Guidance on what was up for extrapolation was being built up on a case-by-case basis, she said, and would eventually be added to Q&A guidance documents.
Dr Kleiner recommended the proprietary and emerging science, article 13.5 route as a means for the resubmission of claims that the NDA will process in five months.
A big Thursday
Further insight into the existence (or otherwise) and interpretation of such evidence will be provided this Thursday when the Panel on Dietetic Products, Nutrition and Allergies (NDA) which Dr Kleiner heads publishes a further 400 generic, article 13.1 health claims.
The NDA will then have published about 920 article 13.1 claims, leaving a further 3000 or so on its books, with a commitment to publish another 600 this coming July.
Dr Kleiner told NutraIngredients the NDA had increased its communication with applicants, especially for article 13.5 and article 14 disease reduction and children’s claims on matters such as characterisation.
“We are employing the stop-the-clock procedure more to go back to the applicants with questions.”

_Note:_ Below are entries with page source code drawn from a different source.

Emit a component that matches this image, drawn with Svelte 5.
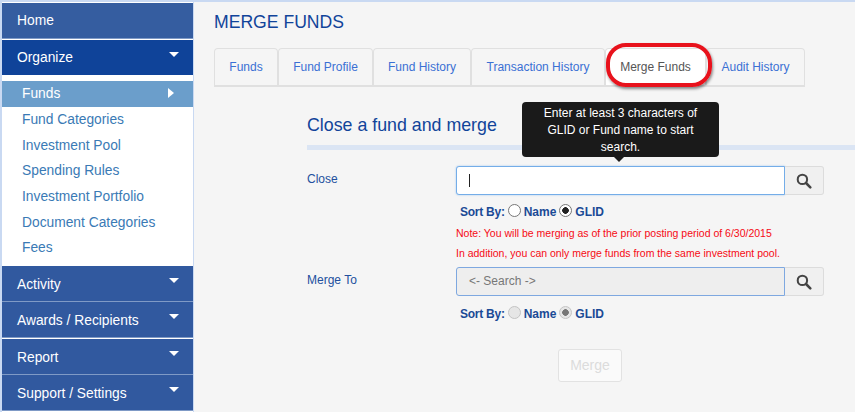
<script>
  const tabs = ['Funds', 'Fund Profile', 'Fund History', 'Transaction History', 'Merge Funds', 'Audit History'];
  const tabWidths = [64, 95, 98, 134, 101, 99];
  const subItems = ['Funds', 'Fund Categories', 'Investment Pool', 'Spending Rules', 'Investment Portfolio', 'Document Categories', 'Fees'];
  const lowerMenu = ['Activity', 'Awards / Recipients', 'Report', 'Support / Settings'];
</script>

{#snippet searchIcon()}
  <svg width="16" height="16" viewBox="0 0 15 15" fill="none" stroke="#444" aria-hidden="true">
    <circle cx="6" cy="6" r="4.4" stroke-width="1.9" />
    <path d="M9.4 9.4 L13.4 13.4" stroke-width="2.4" stroke-linecap="round" />
  </svg>
{/snippet}

{#snippet sortBy(disabled)}
  <div class="sort" class:disabled>
    <span class="sort-label">Sort By:</span>
    <span class="radio"></span>
    <span class="opt">Name</span>
    <span class="radio on"></span>
    <span class="opt">GLID</span>
  </div>
{/snippet}

<div class="page">
  <nav class="sidebar">
    <div class="nav-item home">Home</div>
    <div class="nav-item active">Organize<span class="caret"></span></div>
    <ul class="submenu">
      {#each subItems as item, i}
        <li class:current={i === 0}>
          {item}
          {#if i === 0}<span class="caret-right"></span>{/if}
        </li>
      {/each}
    </ul>
    {#each lowerMenu as item}
      <div class="nav-item lower">{item}<span class="caret"></span></div>
    {/each}
  </nav>

  <main class="content">
    <h1>MERGE FUNDS</h1>

    <div class="tabs">
      {#each tabs as tab, i}
        <div class="tab" class:selected={i === 4} style="width: {tabWidths[i]}px">{tab}</div>
      {/each}
      <div class="highlight"></div>
    </div>

    <section class="form">
      <h2>Close a fund and merge</h2>

      <div class="tooltip">
        Enter at least 3 characters of<br />GLID or Fund name to start<br />search.
      </div>

      <div class="row first">
        <span class="label">Close</span>
        <div class="field">
          <div class="input-group">
            <div class="input focus"><span class="cursor"></span></div>
            <div class="search-btn">{@render searchIcon()}</div>
          </div>
          {@render sortBy(false)}
          <p class="note">Note: You will be merging as of the prior posting period of 6/30/2015</p>
          <p class="note">In addition, you can only merge funds from the same investment pool.</p>
        </div>
      </div>

      <div class="row second">
        <span class="label">Merge To</span>
        <div class="field">
          <div class="input-group">
            <div class="input locked">&lt;- Search -&gt;</div>
            <div class="search-btn">{@render searchIcon()}</div>
          </div>
          {@render sortBy(true)}
        </div>
      </div>

      <div class="actions">
        <div class="merge-btn">Merge</div>
      </div>
    </section>
  </main>
</div>

<style>
  :global(body) {
    margin: 0;
    background: #f5f5f5;
  }

  .page {
    display: flex;
    width: 855px;
    height: 412px;
    overflow: hidden;
    box-sizing: border-box;
    border-top: 2px solid #c9d9f2;
    background: #f5f5f5;
    font-family: "Liberation Sans", Arial, sans-serif;
  }

  .sidebar {
    width: 191px;
    flex: none;
    padding-top: 1px;
    border-left: 2px solid #c9d9f2;
    border-right: 1px solid #c9d9f2;
    background: #fff;
  }

  .nav-item {
    position: relative;
    height: 35px;
    margin-bottom: 1.4px;
    padding-left: 15px;
    line-height: 35px;
    font-size: 13.8px;
    color: #fff;
    background: #31599f;
    box-shadow: 0 1px 0 #7f9ac6;
  }

  .nav-item.lower {
    line-height: 37px;
  }

  .nav-item.home {
    background: #355da0;
    margin-bottom: 2px;
  }

  .nav-item.active {
    background: #0f4399;
    margin-bottom: 0;
    box-shadow: none;
  }

  .caret {
    position: absolute;
    top: 12px;
    right: 14px;
    border-left: 5px solid transparent;
    border-right: 5px solid transparent;
    border-top: 5px solid #fff;
  }

  .submenu {
    list-style: none;
    margin: 0;
    padding: 6.3px 0 4.7px;
    background: #fff;
  }

  .submenu li {
    position: relative;
    height: 25.7px;
    padding-left: 20px;
    line-height: 25px;
    font-size: 13.8px;
    color: #3a7ab5;
  }

  .submenu li.current {
    color: #fff;
    background: #6b9ecb;
  }

  .caret-right {
    position: absolute;
    top: 7px;
    right: 19px;
    border-top: 5.5px solid transparent;
    border-bottom: 5.5px solid transparent;
    border-left: 6px solid #fff;
  }

  .content {
    flex: 1;
    min-width: 0;
    padding-left: 20px;
  }

  h1 {
    margin: 10px 0 16px;
    font-size: 17.6px;
    line-height: 20px;
    font-weight: normal;
    color: #11449a;
  }

  .tabs {
    position: relative;
    display: flex;
    height: 39px;
  }

  .tab {
    box-sizing: border-box;
    height: 39px;
    line-height: 37px;
    text-align: center;
    font-size: 12px;
    color: #3a70d4;
    border: 1px solid #e0e0e0;
    border-bottom-width: 2px;
    border-radius: 4px 4px 0 0;
  }

  .tab.selected {
    color: #555;
    background: #fff;
  }

  .highlight {
    position: absolute;
    left: 392px;
    top: -5px;
    width: 106px;
    height: 44px;
    box-sizing: border-box;
    border: 4px solid #e8121c;
    border-radius: 20px;
    box-shadow: 1px 2px 3px rgba(0, 0, 0, 0.45);
  }

  .form {
    position: relative;
    margin-left: 93px;
  }

  h2 {
    margin: 27px 0 0;
    height: 31px;
    font-size: 17.8px;
    line-height: 22px;
    font-weight: normal;
    color: #11449a;
    border-bottom: 5px solid #dbe5f4;
  }

  .tooltip {
    position: absolute;
    left: 215px;
    top: -12px;
    width: 197px;
    height: 55px;
    padding-top: 3px;
    box-sizing: border-box;
    text-align: center;
    font-size: 12px;
    line-height: 17px;
    color: #fff;
    background: #1a1a1a;
    border-radius: 4px;
  }

  .tooltip::after {
    content: "";
    position: absolute;
    left: 92px;
    bottom: -5px;
    border-left: 5px solid transparent;
    border-right: 5px solid transparent;
    border-top: 5px solid #1a1a1a;
  }

  .row {
    display: flex;
  }

  .row.first {
    margin-top: 16px;
  }

  .row.second {
    margin-top: 8px;
  }

  .label {
    width: 149px;
    flex: none;
    padding-top: 6px;
    line-height: 14px;
    font-size: 12px;
    color: #22509e;
  }

  .field {
    width: 368px;
  }

  .input-group {
    display: flex;
    height: 29px;
  }

  .input {
    box-sizing: border-box;
    width: 329px;
    border: 1px solid #74ade8;
    border-radius: 3px 0 0 3px;
  }

  .input.focus {
    display: flex;
    align-items: center;
    padding-left: 12px;
    background: #fff;
    box-shadow: 0 0 2px #9cc4ee;
  }

  .cursor {
    width: 1px;
    height: 13px;
    background: #222;
  }

  .input.locked {
    padding-left: 12px;
    line-height: 27px;
    font-size: 12px;
    color: #777;
    background: #eee;
    border-color: #7ea8e0;
  }

  .search-btn {
    box-sizing: border-box;
    width: 39px;
    display: flex;
    align-items: center;
    justify-content: center;
    background: #f0f0f0;
    border: 1px solid #dcdcdc;
    border-left: none;
    border-radius: 0 3px 3px 0;
  }

  .sort {
    display: flex;
    align-items: center;
    height: 14px;
    margin-top: 10px;
    padding-left: 4px;
    font-size: 12px;
    font-weight: bold;
    color: #1a4a96;
  }

  .second .sort {
    margin-top: 11px;
  }

  .sort-label {
    margin-right: 3px;
    letter-spacing: -0.25px;
  }

  .opt {
    margin-right: 3px;
  }

  .radio {
    box-sizing: border-box;
    width: 13px;
    height: 13px;
    margin: -3px 3px 0 0;
    border: 1px solid #777;
    border-radius: 50%;
    background: #fff;
  }

  .radio.on {
    background: radial-gradient(circle, #222 0 3px, #fff 3.6px);
  }

  .sort.disabled .radio {
    border-color: #c4c4c4;
    background: #e6e6e6;
  }

  .sort.disabled .radio.on {
    background: radial-gradient(circle, #777 0 3px, #e6e6e6 3.6px);
  }

  .note {
    margin: 8px 0 0;
    height: 12px;
    line-height: 12px;
    font-size: 10.5px;
    color: #f50a14;
    white-space: nowrap;
  }

  .actions {
    display: flex;
    margin: 28px 0 0 251px;
  }

  .merge-btn {
    box-sizing: border-box;
    width: 64px;
    height: 33px;
    line-height: 31px;
    text-align: center;
    font-size: 14px;
    color: #dcdcdc;
    background: #fafafa;
    border: 1px solid #e2e2e2;
    border-radius: 3px;
  }
</style>
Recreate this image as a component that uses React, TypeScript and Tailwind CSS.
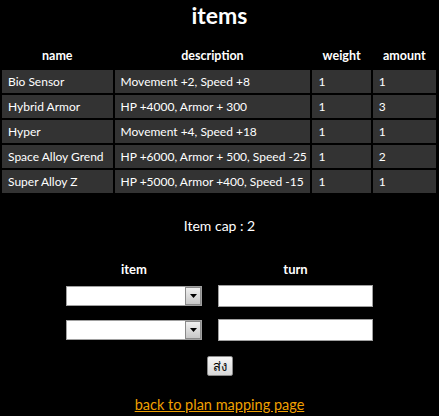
const items = [
  { name: "Bio Sensor", description: "Movement +2, Speed +8", weight: 1, amount: 1 },
  { name: "Hybrid Armor", description: "HP +4000, Armor + 300", weight: 1, amount: 3 },
  { name: "Hyper", description: "Movement +4, Speed +18", weight: 1, amount: 1 },
  { name: "Space Alloy Grend", description: "HP +6000, Armor + 500, Speed -25", weight: 1, amount: 2 },
  { name: "Super Alloy Z", description: "HP +5000, Armor +400, Speed -15", weight: 1, amount: 1 },
];

const SelectBox = () => (
  <div className="relative h-[20px] w-[136px] border border-[#a0a0a0] bg-white">
    <select className="h-full w-full appearance-none bg-transparent outline-none"></select>
    <div className="pointer-events-none absolute right-0 top-0 flex h-[18px] w-[16px] items-center justify-center border border-[#8a8a8a] bg-gradient-to-b from-[#f0f0f0] to-[#c8c8c8]">
      <svg width="7" height="4" viewBox="0 0 7 4">
        <path d="M0 0 L7 0 L3.5 4 Z" fill="#000" />
      </svg>
    </div>
  </div>
);

const TurnInput = () => (
  <input
    type="text"
    className="h-[22px] w-[155px] border border-[#a0a0a0] bg-white px-1 text-[13px] text-black outline-none"
  />
);

export default function App() {
  return (
    <div
      className="h-[416px] w-full overflow-hidden bg-black text-white"
      style={{ fontFamily: "Lato, 'Open Sans', 'Noto Sans', 'DejaVu Sans', sans-serif" }}
    >
      <h1 className="pt-[1px] text-center text-[23px] font-bold leading-[28px]">items</h1>

      <table className="mt-[14px] w-[438px] table-fixed border-separate border-spacing-[2px] text-[12px]">
        <colgroup>
          <col className="w-[110px]" />
          <col className="w-[195px]" />
          <col className="w-[58px]" />
          <col className="w-[63px]" />
        </colgroup>
        <thead>
          <tr className="h-[23px]">
            <th className="text-[12.5px] font-bold">name</th>
            <th className="text-[12.5px] font-bold">description</th>
            <th className="text-[12.5px] font-bold">weight</th>
            <th className="text-[12.5px] font-bold">amount</th>
          </tr>
        </thead>
        <tbody>
          {items.map((item) => (
            <tr key={item.name} className="h-[23px]">
              <td className="bg-[#333333] px-[6px] whitespace-nowrap">{item.name}</td>
              <td className="bg-[#333333] px-[6px] whitespace-nowrap">{item.description}</td>
              <td className="bg-[#333333] px-[6px]">{item.weight}</td>
              <td className="bg-[#333333] px-[6px]">{item.amount}</td>
            </tr>
          ))}
        </tbody>
      </table>

      <p className="mt-[22px] text-center text-[14px] leading-[18px]">Item cap : 2</p>

      <form className="mt-[26px] flex flex-col items-center">
        <div className="grid grid-cols-[136px_155px] items-center gap-x-[16px] text-[13px]">
          <div className="text-center font-bold leading-[16px]">item</div>
          <div className="text-center font-bold leading-[16px]">turn</div>
          <div className="mt-[8px]">
            <SelectBox />
          </div>
          <div className="mt-[8px]">
            <TurnInput />
          </div>
          <div className="mt-[12px]">
            <SelectBox />
          </div>
          <div className="mt-[12px]">
            <TurnInput />
          </div>
        </div>
        <button
          type="button"
          className="mt-[15px] h-[20px] w-[26px] rounded-[2px] border border-[#8a8a8a] bg-gradient-to-b from-[#f6f6f6] to-[#d8d8d8] text-[13px] leading-[16px] text-black"
        >
          ส่ง
        </button>
      </form>

      <div className="mt-[20px] text-center text-[14.5px] leading-[18px]">
        <a href="#" className="text-[#f0a000] underline">
          back to plan mapping page
        </a>
      </div>
    </div>
  );
}
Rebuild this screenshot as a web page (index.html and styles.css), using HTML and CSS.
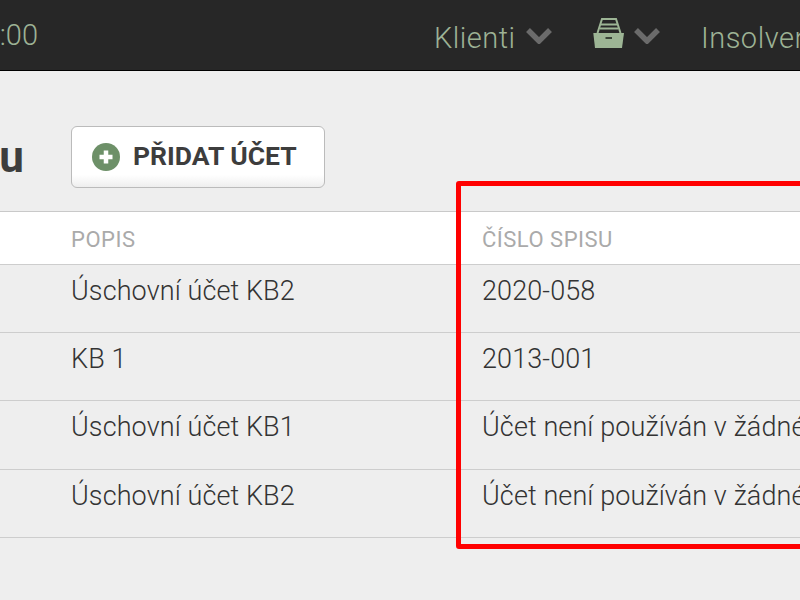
FILE: index.html
```html
<!DOCTYPE html>
<html lang="cs">
<head>
    <meta charset="UTF-8">
    <title>Účty</title>
    <link rel="stylesheet" href="styles.css">
</head>
<body>
    <header class="topbar">
        <div class="time">10:00</div>
        <nav class="menu">
            <a class="menu-item menu-klienti">Klienti
                <svg class="chevron" viewBox="0 0 26 17"><path d="M2 3l11 11L24 3"/></svg>
            </a>
            <a class="menu-item menu-box">
                <svg class="drawer" viewBox="0 0 32 30">
                    <path class="drawer-top" d="M4.500 15L9 1H23L27.500 15"/>
                    <path class="drawer-bar" d="M8 6.500H24M7 10.500H25"/>
                    <path class="drawer-fill" d="M0.300 15H31L29 30H2z"/>
                    <rect class="drawer-handle" x="12.500" y="19" width="6.500" height="2"/>
                </svg>
                <svg class="chevron" viewBox="0 0 26 17"><path d="M2 3l11 11L24 3"/></svg>
            </a>
            <a class="menu-item menu-insolvence">Insolvence</a>
        </nav>
    </header>

    <main>
        <div class="title-row">
            <h1 class="title"><span>Bankovní účty a účtu</span></h1>
            <button class="add-btn">
                <svg class="add-icon" viewBox="0 0 28 28">
                    <circle cx="14" cy="14" r="14"/>
                    <path d="M14 7.500v13M7.500 14h13"/>
                </svg>
                <span class="add-label">PŘIDAT ÚČET</span>
            </button>
        </div>

        <div class="accounts">
            <div class="row row-head">
                <div></div>
                <div>POPIS</div>
                <div>ČÍSLO SPISU</div>
            </div>
            <div class="row">
                <div></div>
                <div>Úschovní účet KB2</div>
                <div>2020-058</div>
            </div>
            <div class="row">
                <div></div>
                <div>KB 1</div>
                <div>2013-001</div>
            </div>
            <div class="row">
                <div></div>
                <div>Úschovní účet KB1</div>
                <div>Účet není používán v žádném spisu</div>
            </div>
            <div class="row">
                <div></div>
                <div>Úschovní účet KB2</div>
                <div>Účet není používán v žádném spisu</div>
            </div>
        </div>
    </main>

    <div class="highlight"></div>
</body>
</html>
```

FILE: styles.css
```css
html,body{
    margin: 0;
    padding: 0;
    height: 100%;
    overflow: hidden;
}
body{
    position: relative;
    background: #eee;
    font-family: Roboto, "Liberation Sans", sans-serif;
    color: #444;
}
.topbar{
    display: flex;
    align-items: center;
    justify-content: space-between;
    height: 70px;
    background: #272727;
    border-bottom: 1px solid #000;
    color: #9db295;
    font-weight: 300;
    white-space: nowrap;
}
.time{
    display: flex;
    justify-content: flex-end;
    width: 38px;
    font-size: 29px;
}
.menu{
    display: flex;
    align-items: center;
    width: 366px;
    flex-shrink: 0;
    padding-top: 5px;
    font-size: 29px;
    letter-spacing: 0.500px;
}
.menu-item{
    display: flex;
    align-items: center;
    flex-shrink: 0;
}
.menu-klienti{
    width: 159px;
    gap: 10px;
}
.menu-box{
    width: 108px;
    gap: 9px;
}
.chevron{
    width: 26px;
    height: 17px;
    margin-top: -5px;
    fill: none;
    stroke: #6b6b6b;
    stroke-width: 5.500;
}
.drawer{
    width: 32px;
    height: 30px;
    margin-top: -9px;
}
.drawer-fill{
    fill: #9db595;
}
.drawer-top{
    fill: #272727;
    stroke: #9db595;
    stroke-width: 2;
}
.drawer-bar{
    fill: none;
    stroke: #9db595;
    stroke-width: 2;
}
.drawer-handle{
    fill: #3a4438;
}
.title-row{
    display: flex;
    align-items: flex-start;
    padding-top: 55px;
    height: 85px;
}
.title{
    display: flex;
    justify-content: flex-end;
    width: 24px;
    margin: 0 47px 0 0;
    font-size: 44px;
    line-height: 62px;
    font-weight: 700;
    color: #3d3d3d;
    white-space: nowrap;
}
.add-btn{
    display: flex;
    align-items: center;
    gap: 13px;
    width: 254px;
    height: 61.500px;
    padding: 0 0 0 20px;
    background: linear-gradient(to bottom, #fff 80%, #eee);
    border: 1px solid #bbb;
    border-radius: 6px;
    font-family: inherit;
    font-size: 26.500px;
    font-weight: 700;
    color: #3d3d3d;
    white-space: nowrap;
}
.add-label{
    margin-top: -3px;
}
.add-icon{
    width: 28px;
    height: 28px;
}
.add-icon circle{
    fill: #6d9068;
}
.add-icon path{
    fill: none;
    stroke: #fff;
    stroke-width: 4.500;
}
.accounts{
    border-top: 1px solid #c9c9c9;
}
.row{
    display: grid;
    grid-template-columns: 71px 411px 1fr;
    height: 68.250px;
    box-sizing: border-box;
    padding-top: 10px;
    border-bottom: 1.500px solid #cdcdcd;
    font-size: 27px;
    font-weight: 300;
    letter-spacing: 0.100px;
    color: #333;
    white-space: nowrap;
}
.row-head{
    height: 52.800px;
    padding-top: 15px;
    background: #fff;
    font-size: 22px;
    font-weight: 400;
    letter-spacing: 0.500px;
    color: #aaa;
}
.highlight{
    position: absolute;
    left: 456px;
    top: 181px;
    width: 500px;
    height: 358px;
    border: 5px solid #f00;
    border-radius: 3px;
}
```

But Cantox’s Kathy Musa-Velosa PhD noted Health Canada and FDA actively, “encourage applicants to communicate about ‘data gaps’.”
“Perhaps more could be done in the EU in this area,” she said.
Along withy Cantox claims experts, Health Canada and US Food and Drug Administration representatives joined Dr Kleiner in making presentations about the health claims systems in their countries. While the systems in place in Canada and the US differ from that of the European Union, the broad similarity in scientific standards in all three jurisdictions was noted, with human intervention trials carrying the most weight, but other evidence considered where deemed appropriate.
The lack of established disease risk factors (known as biomarkers in the US and Canada) was discussed, with Musa-Velosa stating the lack of established risk factors in the EU system acted as a hindrance to trial design and submission certainty.
She said the fact the EU 2006 nutrition and health claims regulation failed to define disease complicated matters, and wondered whether EFSA recommending referencing the International Statistical Classification of Diseases and Related Health Problems (ICD-10), would help matters.
She said the example of colorectal polyps demonstrated how diseases and disease risk factors were not always clearly demarcated.